L'ancien Président des Etats-Unis, Barack Obama, avait en effet bel et bien raison lorsqu’il déclara à l’occasion de son voyage en Afrique à Accra : « l’Afrique n’a pas besoin d’hommes forts, mais d’institutions fortes ». Une profession de foi qu’il martela encore une fois du haut de la tribune de l’Union africaine à Addis-Abeba en Ethiopie. Tant que les Africains ne mettront en place des institutions fortes, il y aura toujours des politiciens véreux pour ruser avec la Démocratie à leur détriment. Et si l'Occident continue à tolérer ces tricheries grotesques, les démocrates africains finiront par leur tourner définitivement le dos, advienne que pourra, que ce soit pour aller vers la Chine ou la Russie. Tout juste pour se débarrasser de ces pseudo-démocraties africaines sur lesquelles les Démocraties occidentales n’hésitent pas sinon à fermer les yeux, du moins à détourner les regards dès lors que leurs exactions ou leurs entorses aux principes fondamentaux de la Démocratie ne dérangent pas autrement leurs intérêts.

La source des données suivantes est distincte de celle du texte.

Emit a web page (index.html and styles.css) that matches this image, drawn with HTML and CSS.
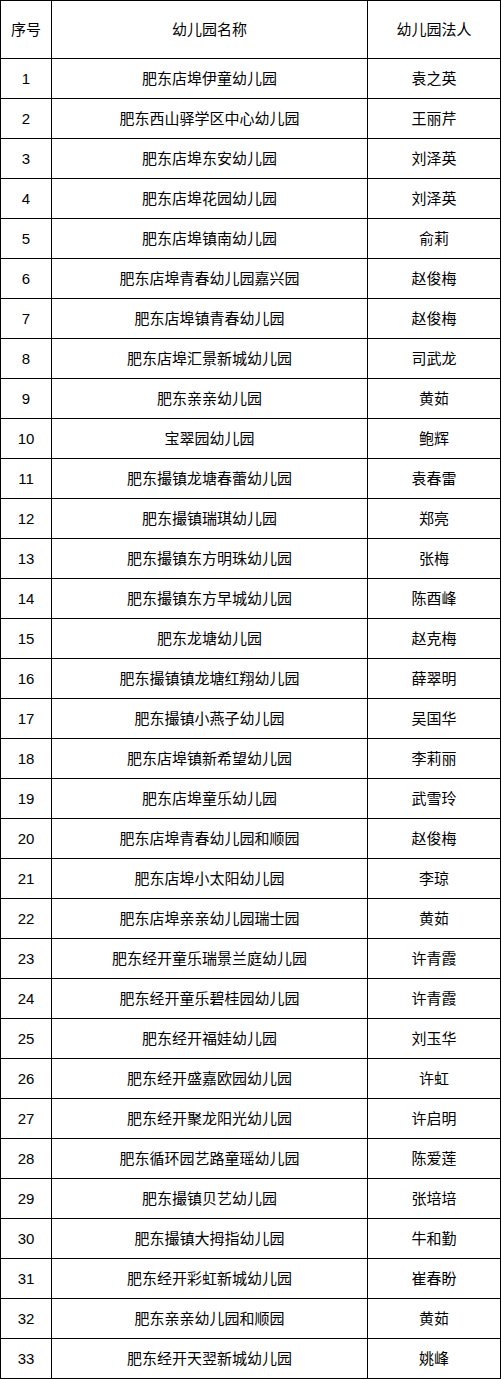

La CEDEAO doit restaurer l’ordre constitutionnel au Niger ou se saborder. Quel que soit ce que certains pays africains comme l’Algérie ou non africains qui feraient mieux de se taire pensent de cette situation. Il n’y a aucune autre alternative possible si la CEDEAO tient à exister encore en tant qu’institution. Quitte à se réformer de l’intérieur pour instaurer un nouvel ordre régional. Il y va de sa propre crédibilité, voire carrément de sa survie.